Opinion
INDEX NO. 152694/2017
05-01-2019
NYSCEF DOC. NO. 37 PRESENT: HON. KATHRYN E. FREED Justice MOTION SEQ. NO. 002
DECISION AND ORDER
The following e-filed documents, listed by NYSCEF document number (Motion 002) 21, 22, 23, 24, 25, 26, 27, 28, 29, 30, 31, 32, 33, 34, 35 were read on this motion to/for SUMMARY JUDGMENT.
In this slip and fall action commenced by plaintiff Fredrick Moore, defendants Herald Towers, LLC ("Herald") and JEMB Realty Corp. ("JEMB") move, pursuant to CPLR 3212, to dismiss the complaint. After oral argument, and after a review of the relevant statutes and case law, the motion is denied.

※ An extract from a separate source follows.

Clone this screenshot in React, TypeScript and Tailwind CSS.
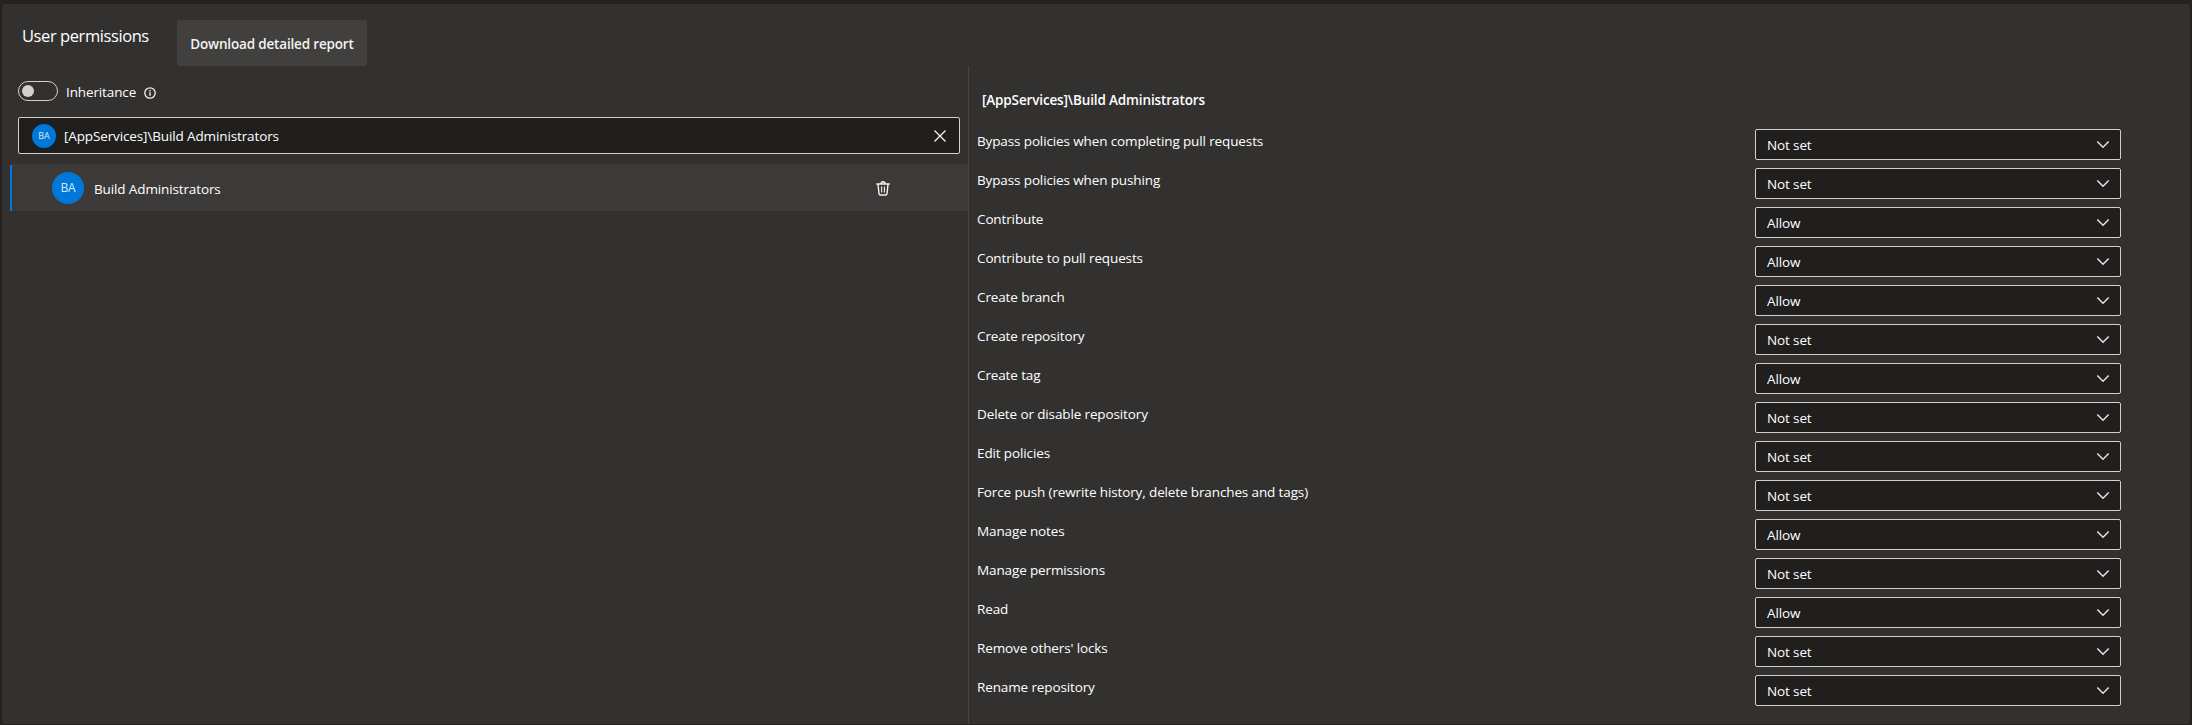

FACTUAL AND PROCEDURAL BACKGROUND:
Plaintiff commenced this personal injury action by filing a summons and verified complaint on March 22, 2017. Doc. 1. In his complaint, plaintiff alleged that he was injured on February 13, 2017, when he slipped and fell on the sidewalk located in front of 50 West 34th Street in Manhattan ("the premises"), and that the occurrence was caused by the negligent ownership, operation, management, and/or maintenance of the premises by Herald and JEMB. Doc. 1 at pars. 19-21.
In his bill of particulars, plaintiff alleged that he was injured "when he slipped and fell due to the presence of snow and ice on the public sidewalk" in front of the premises. Doc. 25 at pars. 3-4. He further claimed that Herald and JEMB had actual and constructive notice of the snow and ice condition. Doc. 25 at pars. 6-8.
At his deposition, plaintiff testified that he was injured when he slipped on ice and fell sideways. Doc. 27 at p. 69, 72. Although he did not actually see any ice before or after his fall, and did not know how long the ice was present, he saw snow piled on the sidewalk in the vicinity of where he fell. Doc. 25 at p. 72-74.
Neal Gitlitz of JEMB testified that Herald owned the building and that JEMB managed it. Doc. 28 at p. 11, 15. Defendants were responsible for removing snow and ice from portions of the sidewalk in front of the residential entrances to premises, whereas the retail tenants performed this task in front of the stores they leased. Doc. 28 at p. 32-37.
The note of issue was filed on July 25, 2018. Doc. 26.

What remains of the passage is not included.